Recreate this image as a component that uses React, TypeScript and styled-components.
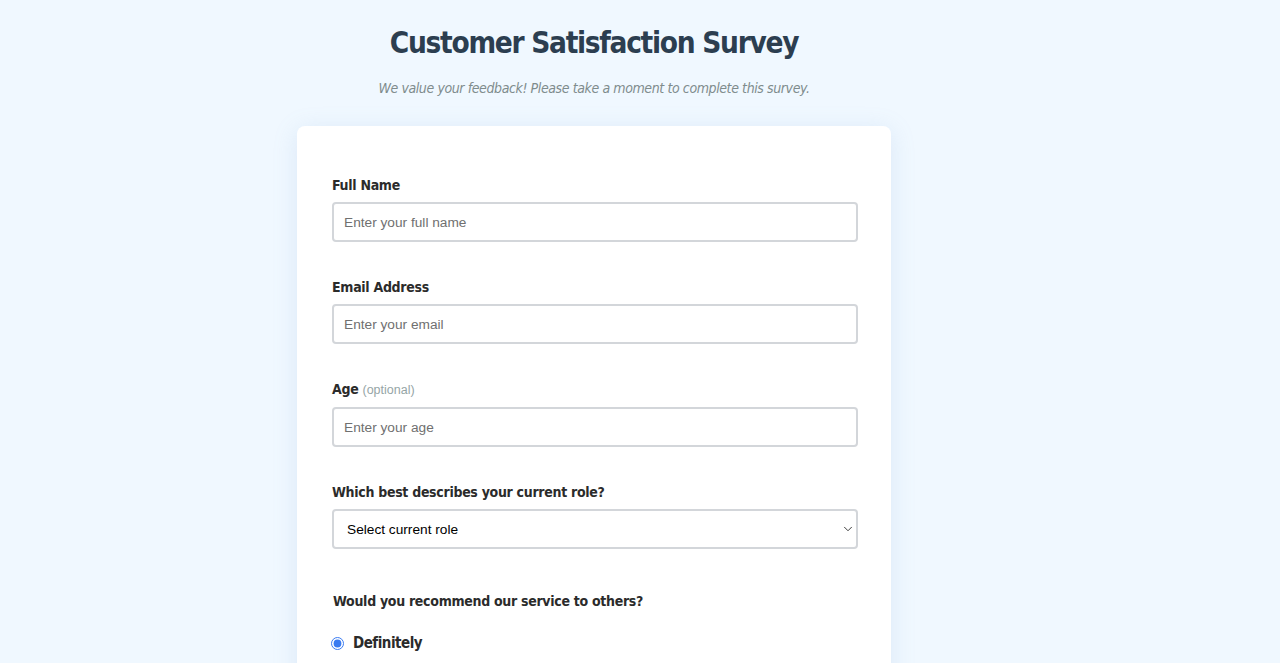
import React, { useState } from 'react';
import styled, { createGlobalStyle } from 'styled-components';
import { ChevronDown } from 'lucide-react';

const GlobalStyle = createGlobalStyle`
  html, body {
    margin: 0;
    padding: 0;
    background: #f0f8ff;
  }
  body {
    font-family: "DejaVu Sans Condensed", "DejaVu Sans", Tahoma, sans-serif;
    color: #333;
  }
`;

const Page = styled.div`
  width: 1188px;
  min-height: 1220px;
  display: flex;
  flex-direction: column;
  align-items: center;
  padding-top: 24px;
  box-sizing: border-box;
`;

const Title = styled.h1`
  margin: 0;
  font-size: 29.5px;
  line-height: 38px;
  font-weight: 700;
  letter-spacing: -1.3px;
  color: #2c3e50;
`;

const Subtitle = styled.p`
  margin: 16px 0 0;
  font-size: 14px;
  line-height: 20px;
  font-style: italic;
  letter-spacing: -0.4px;
  color: #7f8c8d;
`;

const Card = styled.div`
  margin-top: 28px;
  width: 594px;
  box-sizing: border-box;
  background: #fff;
  border-radius: 8px;
  box-shadow: 0 4px 24px rgba(120, 160, 210, 0.18);
  padding: 50px 33px 60px 35px;
`;

const Form = styled.form`
  display: flex;
  flex-direction: column;
`;

const FormGroup = styled.div`
  display: flex;
  flex-direction: column;
  margin-bottom: 36px;
`;

const Label = styled.label`
  font-size: 14px;
  line-height: 18px;
  font-weight: 700;
  letter-spacing: -0.3px;
  color: #2b2b2b;
  margin-bottom: 8px;
`;

const Optional = styled.span`
  font-family: "Liberation Sans", Arial, sans-serif;
  font-weight: 400;
  font-size: 12.5px;
  letter-spacing: 0;
  color: #95a5a6;
`;

const Input = styled.input`
  height: 40px;
  box-sizing: border-box;
  padding: 0 10px;
  border: 2px solid #d3d6da;
  border-radius: 4px;
  font-family: "Liberation Sans", Arial, sans-serif;
  font-size: 13.7px;
  color: #333;
  background: #fff;
  outline: none;

  &::placeholder {
    color: #707070;
  }
`;

const SelectWrap = styled.div`
  position: relative;
  display: flex;
  flex-direction: column;
`;

const Select = styled.select`
  appearance: none;
  height: 40px;
  box-sizing: border-box;
  padding: 0 13px;
  border: 2px solid #d3d6da;
  border-radius: 4px;
  font-family: "Liberation Sans", Arial, sans-serif;
  font-size: 13.7px;
  color: #000;
  background: #fff;
  outline: none;
`;

const Chevron = styled(ChevronDown)`
  position: absolute;
  right: 3px;
  top: 13px;
  color: #222;
  pointer-events: none;
`;

const Fieldset = styled.fieldset`
  border: none;
  margin: 7px 0 0;
  padding: 0;
`;

const Legend = styled.legend`
  padding: 0 0 0 1px;
  font-size: 14px;
  line-height: 18px;
  font-weight: 700;
  letter-spacing: -0.3px;
  color: #2b2b2b;
  margin-bottom: 24px;
`;

const RadioRow = styled.label`
  display: flex;
  align-items: center;
  gap: 9px;
  margin-bottom: 26px;
  font-size: 15px;
  font-weight: 700;
  letter-spacing: -0.5px;
  color: #2b2b2b;
  cursor: pointer;
`;

const Radio = styled.input`
  margin: 0 0 0 -1px;
  width: 13px;
  height: 13px;
  accent-color: #3a7bf0;
`;

const options = ['Definitely', 'Maybe', 'Not sure'];

export default function App() {
  const [recommend, setRecommend] = useState('Definitely');

  return (
    <>
      <GlobalStyle />
      <Page>
        <Title>Customer Satisfaction Survey</Title>
        <Subtitle>We value your feedback! Please take a moment to complete this survey.</Subtitle>
        <Card>
          <Form onSubmit={(e) => e.preventDefault()}>
            <FormGroup>
              <Label htmlFor="name">Full Name</Label>
              <Input id="name" type="text" placeholder="Enter your full name" />
            </FormGroup>
            <FormGroup>
              <Label htmlFor="email">Email Address</Label>
              <Input id="email" type="email" placeholder="Enter your email" />
            </FormGroup>
            <FormGroup>
              <Label htmlFor="age">
                Age <Optional>(optional)</Optional>
              </Label>
              <Input id="age" type="text" placeholder="Enter your age" />
            </FormGroup>
            <FormGroup>
              <Label htmlFor="role">Which best describes your current role?</Label>
              <SelectWrap>
                <Select id="role" defaultValue="">
                  <option value="" disabled>
                    Select current role
                  </option>
                  <option value="student">Student</option>
                  <option value="full-time">Full-time job</option>
                  <option value="other">Other</option>
                </Select>
                <Chevron size={14} strokeWidth={1.5} />
              </SelectWrap>
            </FormGroup>
            <Fieldset>
              <Legend>Would you recommend our service to others?</Legend>
              {options.map((opt) => (
                <RadioRow key={opt}>
                  <Radio
                    type="radio"
                    name="recommend"
                    checked={recommend === opt}
                    onChange={() => setRecommend(opt)}
                  />
                  {opt}
                </RadioRow>
              ))}
            </Fieldset>
          </Form>
        </Card>
      </Page>
    </>
  );
}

_____

### Exercise task:
Every line of the data above should be quoted exactly. Omit the pictures.

### Full output:
Recreate this image as a component that uses React, TypeScript and styled-components.
import React, { useState } from 'react';
import styled, { createGlobalStyle } from 'styled-components';
import { ChevronDown } from 'lucide-react';

const GlobalStyle = createGlobalStyle`
  html, body {
    margin: 0;
    padding: 0;
    background: #f0f8ff;
  }
  body {
    font-family: "DejaVu Sans Condensed", "DejaVu Sans", Tahoma, sans-serif;
    color: #333;
  }
`;

const Page = styled.div`
  width: 1188px;
  min-height: 1220px;
  display: flex;
  flex-direction: column;
  align-items: center;
  padding-top: 24px;
  box-sizing: border-box;
`;

const Title = styled.h1`
  margin: 0;
  font-size: 29.5px;
  line-height: 38px;
  font-weight: 700;
  letter-spacing: -1.3px;
  color: #2c3e50;
`;

const Subtitle = styled.p`
  margin: 16px 0 0;
  font-size: 14px;
  line-height: 20px;
  font-style: italic;
  letter-spacing: -0.4px;
  color: #7f8c8d;
`;

const Card = styled.div`
  margin-top: 28px;
  width: 594px;
  box-sizing: border-box;
  background: #fff;
  border-radius: 8px;
  box-shadow: 0 4px 24px rgba(120, 160, 210, 0.18);
  padding: 50px 33px 60px 35px;
`;

const Form = styled.form`
  display: flex;
  flex-direction: column;
`;

const FormGroup = styled.div`
  display: flex;
  flex-direction: column;
  margin-bottom: 36px;
`;

const Label = styled.label`
  font-size: 14px;
  line-height: 18px;
  font-weight: 700;
  letter-spacing: -0.3px;
  color: #2b2b2b;
  margin-bottom: 8px;
`;

const Optional = styled.span`
  font-family: "Liberation Sans", Arial, sans-serif;
  font-weight: 400;
  font-size: 12.5px;
  letter-spacing: 0;
  color: #95a5a6;
`;

const Input = styled.input`
  height: 40px;
  box-sizing: border-box;
  padding: 0 10px;
  border: 2px solid #d3d6da;
  border-radius: 4px;
  font-family: "Liberation Sans", Arial, sans-serif;
  font-size: 13.7px;
  color: #333;
  background: #fff;
  outline: none;

  &::placeholder {
    color: #707070;
  }
`;

const SelectWrap = styled.div`
  position: relative;
  display: flex;
  flex-direction: column;
`;

const Select = styled.select`
  appearance: none;
  height: 40px;
  box-sizing: border-box;
  padding: 0 13px;
  border: 2px solid #d3d6da;
  border-radius: 4px;
  font-family: "Liberation Sans", Arial, sans-serif;
  font-size: 13.7px;
  color: #000;
  background: #fff;
  outline: none;
`;

const Chevron = styled(ChevronDown)`
  position: absolute;
  right: 3px;
  top: 13px;
  color: #222;
  pointer-events: none;
`;

const Fieldset = styled.fieldset`
  border: none;
  margin: 7px 0 0;
  padding: 0;
`;

const Legend = styled.legend`
  padding: 0 0 0 1px;
  font-size: 14px;
  line-height: 18px;
  font-weight: 700;
  letter-spacing: -0.3px;
  color: #2b2b2b;
  margin-bottom: 24px;
`;

const RadioRow = styled.label`
  display: flex;
  align-items: center;
  gap: 9px;
  margin-bottom: 26px;
  font-size: 15px;
  font-weight: 700;
  letter-spacing: -0.5px;
  color: #2b2b2b;
  cursor: pointer;
`;

const Radio = styled.input`
  margin: 0 0 0 -1px;
  width: 13px;
  height: 13px;
  accent-color: #3a7bf0;
`;

const options = ['Definitely', 'Maybe', 'Not sure'];

export default function App() {
  const [recommend, setRecommend] = useState('Definitely');

  return (
    <>
      <GlobalStyle />
      <Page>
        <Title>Customer Satisfaction Survey</Title>
        <Subtitle>We value your feedback! Please take a moment to complete this survey.</Subtitle>
        <Card>
          <Form onSubmit={(e) => e.preventDefault()}>
            <FormGroup>
              <Label htmlFor="name">Full Name</Label>
              <Input id="name" type="text" placeholder="Enter your full name" />
            </FormGroup>
            <FormGroup>
              <Label htmlFor="email">Email Address</Label>
              <Input id="email" type="email" placeholder="Enter your email" />
            </FormGroup>
            <FormGroup>
              <Label htmlFor="age">
                Age <Optional>(optional)</Optional>
              </Label>
              <Input id="age" type="text" placeholder="Enter your age" />
            </FormGroup>
            <FormGroup>
              <Label htmlFor="role">Which best describes your current role?</Label>
              <SelectWrap>
                <Select id="role" defaultValue="">
                  <option value="" disabled>
                    Select current role
                  </option>
                  <option value="student">Student</option>
                  <option value="full-time">Full-time job</option>
                  <option value="other">Other</option>
                </Select>
                <Chevron size={14} strokeWidth={1.5} />
              </SelectWrap>
            </FormGroup>
            <Fieldset>
              <Legend>Would you recommend our service to others?</Legend>
              {options.map((opt) => (
                <RadioRow key={opt}>
                  <Radio
                    type="radio"
                    name="recommend"
                    checked={recommend === opt}
                    onChange={() => setRecommend(opt)}
                  />
                  {opt}
                </RadioRow>
              ))}
            </Fieldset>
          </Form>
        </Card>
      </Page>
    </>
  );
}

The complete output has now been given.